Monday, Feb. 02, 1948
The Busy Air
Henry Morgan, the dry wit who last fall lost his razor sponsor (Eversharp) was coming back on the air this week with a shampoo (Rayve). After some movie making in California and a couple of weeks of sumptuous unemployment in Florida, Morgan was not quite happy about radio: "Hollywood's the place for a sensitive person like me, a Gypsy-Music-Type kid. I'd have unlimited time to exercise my major talent for being perfectly charming to waiters. . . . Radio is all black coffee and benzedrine. For a few thousand a week, we write the best jokes in radio outside of Fred,* and every week there's enough left over to make a movie that would earn millions."
Frank Sinatra filed for a license to operate a one-kilowatt daytime radio station at Palm Springs. The station would have a modest program log, Frank's press-agents explained--just little things like a daily session of Sinatra recordings.
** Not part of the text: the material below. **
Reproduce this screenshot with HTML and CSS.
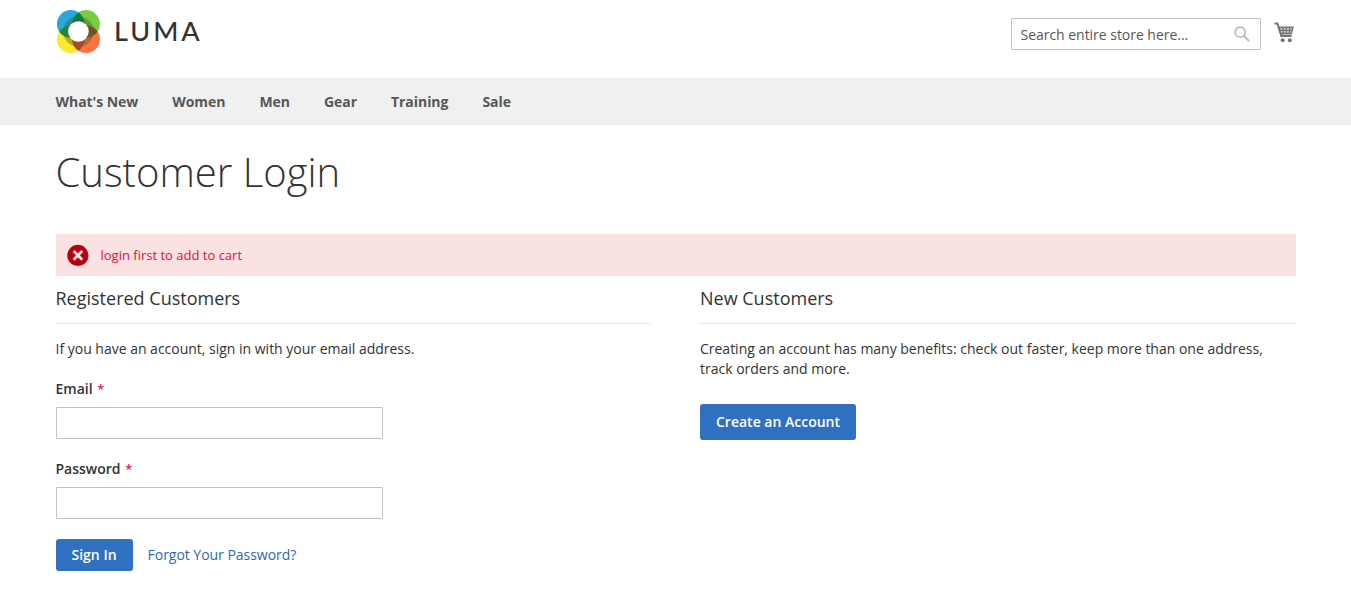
FILE: index.html
```html
<!DOCTYPE html>
<html lang="en">
<head>
<meta charset="utf-8">
<title>Customer Login</title>
<link rel="stylesheet" href="styles.css">
</head>
<body>
<header class="header">
  <a class="logo">
    <svg class="logo-mark" viewBox="0 0 44 44" width="44" height="44">
      <defs>
        <clipPath id="c1"><circle cx="14.7" cy="13.9" r="13.8"/></clipPath>
        <clipPath id="c2"><circle cx="30.1" cy="13.9" r="13.8"/></clipPath>
        <clipPath id="c3"><circle cx="14.7" cy="29.3" r="13.8"/></clipPath>
      </defs>
      <circle cx="14.7" cy="13.9" r="13.8" fill="#2ba5de"/>
      <circle cx="30.1" cy="13.9" r="13.8" fill="#78ca43"/>
      <circle cx="14.7" cy="29.3" r="13.8" fill="#fde82f"/>
      <circle cx="30.1" cy="29.3" r="13.8" fill="#ff7044"/>
      <circle cx="22.4" cy="21.6" r="15.2" fill="#3f5a1e" fill-opacity=".4"/>
      <g clip-path="url(#c1)">
        <circle cx="30.1" cy="13.9" r="13.8" fill="#087b42"/>
        <circle cx="14.7" cy="29.3" r="13.8" fill="#24813f"/>
      </g>
      <g clip-path="url(#c2)"><circle cx="30.1" cy="29.3" r="13.8" fill="#6d5527"/></g>
      <g clip-path="url(#c3)"><circle cx="30.1" cy="29.3" r="13.8" fill="#a84a28"/></g>
      <circle cx="22.4" cy="21.5" r="10.3" fill="#fff"/>
    </svg>
    <span class="logo-text">LUMA</span>
  </a>
  <div class="tools">
    <form class="search">
      <input class="search-input" type="text" placeholder="Search entire store here...">
      <svg class="search-icon" viewBox="0 0 16 16" width="16" height="16"><circle cx="6.2" cy="6.2" r="5.1" fill="none" stroke="#b9b9b9" stroke-width="1.6"/><path d="M10 10l5 5" stroke="#b9b9b9" stroke-width="2"/></svg>
    </form>
    <svg class="cart" viewBox="0 0 21 21" width="21" height="21">
      <path d="M.5 1.6H3.4L7.3 14H17.5" fill="none" stroke="#757575" stroke-width="2"/>
      <path fill="#757575" fill-rule="evenodd" d="M4 4.5H20L17.8 12.6H6.5ZM6.4 6.2v1.2h1.8V6.2zm3.4 0v1.2h1.8V6.2zm3.3 0v1.2h1.8V6.2zm3.3 0v1.2h1.4V6.2zM7 9.2v1.4h1.5V9.2zm3 0v1.4h1.6V9.2zm3.1 0v1.4h1.6V9.2zm3.1 0v1.4h1V9.2z"/>
      <circle cx="8.7" cy="18.2" r="2" fill="#757575"/><circle cx="15.8" cy="18.2" r="2" fill="#757575"/>
    </svg>
  </div>
</header>
<nav class="nav">
  <a>What's New</a><a>Women</a><a>Men</a><a>Gear</a><a>Training</a><a>Sale</a>
</nav>
<main class="main">
  <h1 class="title">Customer Login</h1>
  <div class="message">
    <svg class="message-icon" viewBox="0 0 22 22" width="22" height="22"><circle cx="10.9" cy="11.4" r="10.6" fill="#b9000f"/><path d="M6.6 7.1l8.6 8.6M15.2 7.1l-8.6 8.6" stroke="#fae1e2" stroke-width="2.8"/></svg>
    <span>login first to add to cart</span>
  </div>
  <div class="columns">
    <section class="block">
      <h2 class="block-title">Registered Customers</h2>
      <p class="note">If you have an account, sign in with your email address.</p>
      <form class="login">
        <label class="label" for="email">Email<span class="required">*</span></label>
        <input class="field" id="email" type="text">
        <label class="label" for="pass">Password<span class="required">*</span></label>
        <input class="field" id="pass" type="password">
        <div class="actions">
          <button class="button" type="button">Sign In</button>
          <a class="link">Forgot Your Password?</a>
        </div>
      </form>
    </section>
    <section class="block">
      <h2 class="block-title">New Customers</h2>
      <p class="note">Creating an account has many benefits: check out faster, keep more than one address, track orders and more.</p>
      <button class="button button-create" type="button">Create an Account</button>
    </section>
  </div>
</main>
</body>
</html>
```
FILE: styles.css
```css
* { box-sizing: border-box; }
body {
  margin: 0;
  background: #fff;
  color: #333;
  font: 14px/20px "Open Sans", sans-serif;
  overflow: hidden;
}
.header {
  display: flex;
  justify-content: space-between;
  align-items: flex-start;
  height: 78px;
  padding: 0 56px;
}
.logo { display: flex; padding-top: 10px; }
.logo-mark { display: block; }
.logo-text {
  margin-left: 14px;
  font: 500 27px/42px Lato, sans-serif;
  letter-spacing: 3px;
}
.tools { display: flex; padding-top: 18px; }
.search { position: relative; width: 250px; height: 32px; }
.search-input, .field {
  display: block;
  height: 32px;
  padding: 0 9px;
  border: 1px solid #c2c2c2;
  border-radius: 1px;
  background: #fff;
  font: 14px/20px "Open Sans", sans-serif;
}
.search-input { width: 250px; padding: 0 8.5px; letter-spacing: -.03px; }
.search-input::placeholder { color: #575757; opacity: 1; }
.search-icon { position: absolute; right: 11px; top: 8px; }
.cart { display: block; margin: 4px 0 0 13px; }
.nav {
  display: flex;
  gap: 34px;
  height: 47px;
  padding: 0 55.5px;
  background: #f0f0f0;
  color: #575757;
  font-weight: 700;
  line-height: 47px;
  letter-spacing: -.05px;
}
.main { padding: 0 55.5px; }
.title {
  margin: 0;
  padding-top: 25px;
  height: 109px;
  font-size: 40px;
  font-weight: 300;
  line-height: 44px;
}
.message {
  display: flex;
  align-items: center;
  gap: 12px;
  height: 42px;
  padding-left: 11px;
  background: #fae1e2;
  color: #e5103f;
  font-size: 13px;
}
.message-icon { display: block; }
.columns {
  display: grid;
  grid-template-columns: 595px 595.5px;
  justify-content: space-between;
  padding-top: 12px;
}
.block-title {
  height: 36px;
  margin: 0 0 15px;
  border-bottom: 1px solid #e8e8e8;
  font-size: 18px;
  font-weight: 400;
  line-height: 20px;
}
.note { margin: 0; letter-spacing: -.01px; }
.login { padding-top: 20px; }
.label { display: block; height: 28px; font-weight: 600; }
.required { margin-left: 5px; color: #e5103f; font-size: 12px; }
.field { width: 327px; margin-bottom: 20px; }
.actions { display: flex; align-items: center; gap: 15px; }
.button {
  height: 32px;
  padding: 0 16px;
  border: 0;
  border-radius: 3px;
  background: #3070c1;
  color: #fff;
  font: 600 14px/20px "Open Sans", sans-serif;
}
.button-create { height: 36px; margin-top: 25px; }
.link { color: #2e69b3; letter-spacing: -.03px; }
```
Raymond Swing, since 1935 one of radio's best-known news analysts, was finally dropped this week by ABC. In a chill valedictory, reported in The Nation by Charles A. Siepmann, Swing had this to say: "When broadcasting first began, it seemed to offer a promise of democratic enlightenment such as surpassed the dreams of a Jefferson. But what has been accomplished, good as it is, is miserably inadequate to the need and falls miserably short of the opportunity. . . . With the best [discussions of current affairs], and with the public listening, the world may still be lost. But without it, it is almost sure to be."
* Allen.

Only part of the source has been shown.